Why Accountability is Elusive These Days and What You Can Do About It

Original research by Minnesota-based firm Good Leadership paves the Pathway to Healthy Accountability™ for leaders
By Paul Batz
November 27, 2024

This is the best time in history to be an employee. The information era put negotiating power into the hands of employees providing them leverage in the workplace. Feeling empowered, employees have been asking for more benefits, flexibility, involvement, and collaboration. And they are getting what they want.

The Good News:

HR business partners are gaining influence in persuading the C-suite to invest in the well-being of employees. Today’s new normal includes flexible work models, diverse and inclusive workplaces, opportunities for career growth, and expanded wellness initiatives – all highly valuable to employees.

The Bad News:

C-suite executives are not seeing an equitable return by way of improved accountability and productivity. Despite the additional investments in employees, many believe accountability is getting worse. They are seeing accountability as “fuzzy”. How do we know?

Groundbreaking Research

In early 2024, a Steering Team of 15 organizational leaders guided a research project launched by Good Leadership, an organizational effectiveness firm.
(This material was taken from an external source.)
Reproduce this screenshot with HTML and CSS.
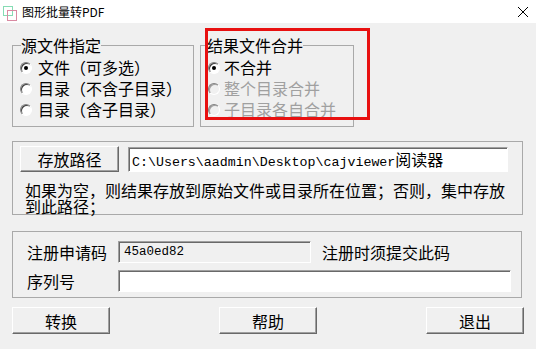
FILE: index.html
```html
<!DOCTYPE html>
<html>
<head>
    <meta charset="utf-8" />
    <title>图形批量转PDF</title>
    <link rel="stylesheet" href="styles.css">
</head>
<body>
    <div class="titlebar">
        <svg class="app-icon" width="16" height="16" viewBox="0 0 16 16">
            <rect x="1.5" y="1.5" width="9" height="9" fill="none" stroke="#86dcb4" stroke-width="1" />
            <rect x="5.5" y="5.5" width="9" height="10" fill="none" stroke="#d98aa2" stroke-width="1" />
        </svg>
        <span class="title">图形批量转PDF</span>
        <svg class="close" width="12" height="12" viewBox="0 0 12 12">
            <path d="M1 1 L11 11 M11 1 L1 11" stroke="#000" stroke-width="1" />
        </svg>
    </div>

    <div class="main">
        <div class="top-row">
            <fieldset class="group source">
                <legend>源文件指定</legend>
                <label class="opt"><input type="radio" name="src" checked> 文件（可多选）</label>
                <label class="opt"><input type="radio" name="src"> 目录（不含子目录）</label>
                <label class="opt"><input type="radio" name="src"> 目录（含子目录）</label>
            </fieldset>
            <fieldset class="group merge">
                <legend>结果文件合并</legend>
                <label class="opt"><input type="radio" name="merge" checked> 不合并</label>
                <label class="opt disabled"><input type="radio" name="merge" disabled> 整个目录合并</label>
                <label class="opt disabled"><input type="radio" name="merge" disabled> 子目录各自合并</label>
            </fieldset>
            <div class="highlight"></div>
        </div>

        <div class="group path-box">
            <div class="path-row">
                <button class="btn btn-path">存放路径</button>
                <div class="edit path-edit">C:\Users\aadmin\Desktop\cajviewer<span class="cjk">阅读器</span></div>
            </div>
            <p class="hint">如果为空，则结果存放到原始文件或目录所在位置；否则，集中存放<br>到此路径；</p>
        </div>

        <div class="group reg-box">
            <div class="reg-row">
                <span class="reg-label">注册申请码</span>
                <div class="edit code-edit">45a0ed82</div>
                <span class="reg-note">注册时须提交此码</span>
            </div>
            <div class="reg-row">
                <span class="reg-label">序列号</span>
                <div class="edit serial-edit"></div>
            </div>
        </div>

        <div class="actions">
            <button class="btn">转换</button>
            <button class="btn">帮助</button>
            <button class="btn">退出</button>
        </div>
    </div>
</body>
</html>
```

FILE: styles.css
```css
body {
	margin: 0;
	background: #f0f0f0;
	font-family: "Noto Sans CJK SC", "Liberation Sans", sans-serif;
	font-size: 16px;
	color: #000;
}

/***************************
	Title bar
***************************/
.titlebar {
	height: 23px;
	background: #fff;
	display: flex;
	align-items: center;
}

.app-icon {
	margin-left: 2px;
	margin-top: 2px;
}

.title {
	margin-left: 4px;
	font-size: 12px;
	line-height: 14px;
}

.close {
	margin-left: auto;
	margin-right: 7px;
}

/***************************
	Main panel
***************************/
.main {
	padding: 13px 12px 0 12px;
}

.top-row {
	display: flex;
	gap: 6px;
	position: relative;
}

.group {
	margin: 0;
	border: 1px solid #a9a9a9;
	box-sizing: border-box;
}

fieldset.group {
	padding: 3px 0 6px 7px;
}

.group legend {
	padding: 0;
	line-height: 18px;
}

.source {
	width: 182px;
}

.source legend {
	margin-left: 1px;
}

.merge {
	width: 154px;
}

.merge legend {
	margin-left: -1px;
}

.opt {
	display: flex;
	align-items: center;
	height: 21px;
	line-height: 21px;
	white-space: nowrap;
}

.opt input {
	appearance: none;
	-webkit-appearance: none;
	width: 12px;
	height: 12px;
	margin: 0 6px 0 0;
	border-radius: 50%;
	border: 1px solid;
	border-color: #808080 #fff #fff #808080;
	background: #fff;
	box-shadow: inset 1px 1px 0 #404040;
	position: relative;
	flex-shrink: 0;
}

.opt input:checked::after {
	content: "";
	position: absolute;
	left: 3px;
	top: 3px;
	width: 4px;
	height: 4px;
	border-radius: 50%;
	background: #000;
}

.merge .opt input {
	margin-right: 4px;
}

.opt.disabled {
	color: #a0a0a0;
}

.opt.disabled input {
	background: #f0f0f0;
	box-shadow: inset 1px 1px 0 #a0a0a0;
}

.highlight {
	position: absolute;
	left: 193px;
	top: -8px;
	width: 165px;
	height: 92px;
	border: 3px solid #e81010;
	box-sizing: border-box;
}

/***************************
	Path group
***************************/
.path-box {
	margin-top: 14px;
	width: 511px;
	padding: 4px 0 0 7px;
	height: 74px;
}

.path-row {
	display: flex;
	align-items: flex-start;
	gap: 9px;
}

.btn {
	font-family: inherit;
	font-size: 16px;
	background: #f0f0f0;
	border: 1px solid;
	border-color: #fff #696969 #696969 #fff;
	box-shadow: inset -1px -1px 0 #a0a0a0;
	padding: 0;
	width: 98px;
	height: 27px;
	line-height: 24px;
	color: #000;
}

.btn-path {
	width: 99px;
	height: 26px;
}

.edit {
	box-sizing: border-box;
	border: 1px solid;
	border-color: #a0a0a0 #fff #fff #a0a0a0;
	box-shadow: inset 1px 1px 0 #696969;
	background: #fff;
	white-space: nowrap;
	overflow: hidden;
}

.path-edit {
	margin-top: 1px;
	width: 380px;
	height: 25px;
	padding-left: 3px;
	font-family: "Liberation Mono", "Noto Sans CJK SC", monospace;
	font-size: 13.3px;
	line-height: 23px;
}

.cjk {
	font-family: "Noto Sans CJK SC", sans-serif;
	font-size: 16px;
}

.hint {
	margin: 10px 0 0 5px;
	line-height: 16px;
	white-space: nowrap;
}

/***************************
	Registration group
***************************/
.reg-box {
	margin-top: 16px;
	width: 510px;
	padding: 9px 0 5px 14px;
	display: flex;
	flex-direction: column;
	gap: 7px;
}

.reg-row {
	display: flex;
	align-items: center;
	height: 22px;
}

.reg-label {
	width: 91px;
	line-height: 22px;
}

.code-edit {
	width: 193px;
	height: 22px;
	background: #f0f0f0;
	padding-left: 5px;
	font-family: "Liberation Mono", monospace;
	font-size: 12.5px;
	line-height: 20px;
}

.reg-note {
	margin-left: 11px;
}

.serial-edit {
	width: 393px;
	height: 22px;
}

/***************************
	Bottom buttons
***************************/
.actions {
	margin-top: 9px;
	width: 512px;
	display: flex;
	justify-content: space-between;
}
```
The work was designed to discover the success factors for building a culture of healthy accountability in today’s highly flexible and collaborative workforce. The research hypothesis: Healthy Accountability comes from strong interpersonal connections and managers who are skilled at building shared commitments.

Who is Good Leadership?

Aligning Teams to Thrive and Win Together
Good Leadership is an organizational effectiveness firm founded in 2009 that aligns teams to thrive and win together. Clients leverage our coaching processes and development programs to strengthen their links to execution, create operational assurance, and build leadership capacity around the transformation idea: Goodness Pays.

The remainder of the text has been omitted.